OCNAF: "Oh crap, not another Friday...."
JGMOTCTCF: "Jane, get me off this crazy thing... called Friday."

And so on and so on....Long story short, we're back at the worst levels for bond markets since last Friday. Treasuries were acceptably weaker to start the overnight session, largely on the back of aggressive stimulus in Japan where $117 bln in new stimulus was approved.

Bond markets recovered into the domestic open with 10yr yields chopping heir way back down to 1.88. Volume was fairly big for the overnight session, huge for yesterday and given that there's no major economic releases, the second hour of the domestic session has been uncommonly big as well. As noted in The Day Ahead, bigger things are at stake.

In that context (not to mention the headline specifically pointing out that "big picture" trumps the econ data), it's not surprising to see a good amount of concern over the big picture ripping its way through bond markets. Yesterday's failure to break through the mid 1.8's pivot zone was a negative indication and follow through selling today simply adds to it.

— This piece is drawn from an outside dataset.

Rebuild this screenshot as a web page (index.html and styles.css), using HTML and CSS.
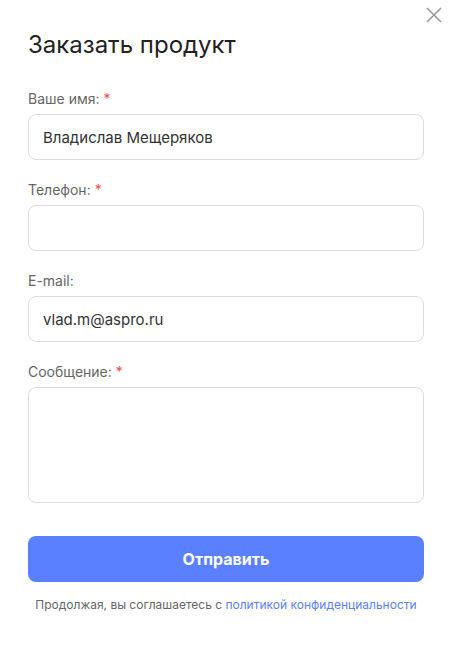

All that having been said, and as we've noted both this morning and yesterday, any highs in Treasury yields that don't break above the 1.975 post-NFP highs, merely serve to suggest the continuation of a long-slow uptrend in yields. The current micro-trend over the past three sessions would comfortably allow for yields in the 1.96 area by 5pm.

That's not a prediction by the way. In fact, we'd rather hope that the highs are in for the day. But if things go higher, that's how much higher they could go without doing anything more than merely continuing negative trends.

10yr yields are currently up 1.5 bps on the day at 1.912 and Fannie 3.0s are down 3 ticks (post-roll) to 104-01. Stocks have come off a bit after the cash open and the pause in the risk-on trade has helped us catch our breath against a quicker pace of selling earlier.

Rather than imply that it's a stock-market-driven phenomenon, we'd instead suggest that USTs are more tuned in to Europe at the moment, and the domestic stock open coincided with a bounce lower in European benchmark debt and the European currency with that whole package of market metrics being of moderate benefit to the bond complex.

The day is young... Hopefully we'll move closer to TGIF by the end of it, but for now, we're feeling pretty defensive. (Keep in mind, we're FEELING defensive, but MBS are only 3 ticks weaker than yesterday's close, Treasuries only a bp or so higher). We COULD see a sort of "risk-off" bounce that some market participants have been pining for with stocks at their recent multi-year highs. Too soon to tell for now.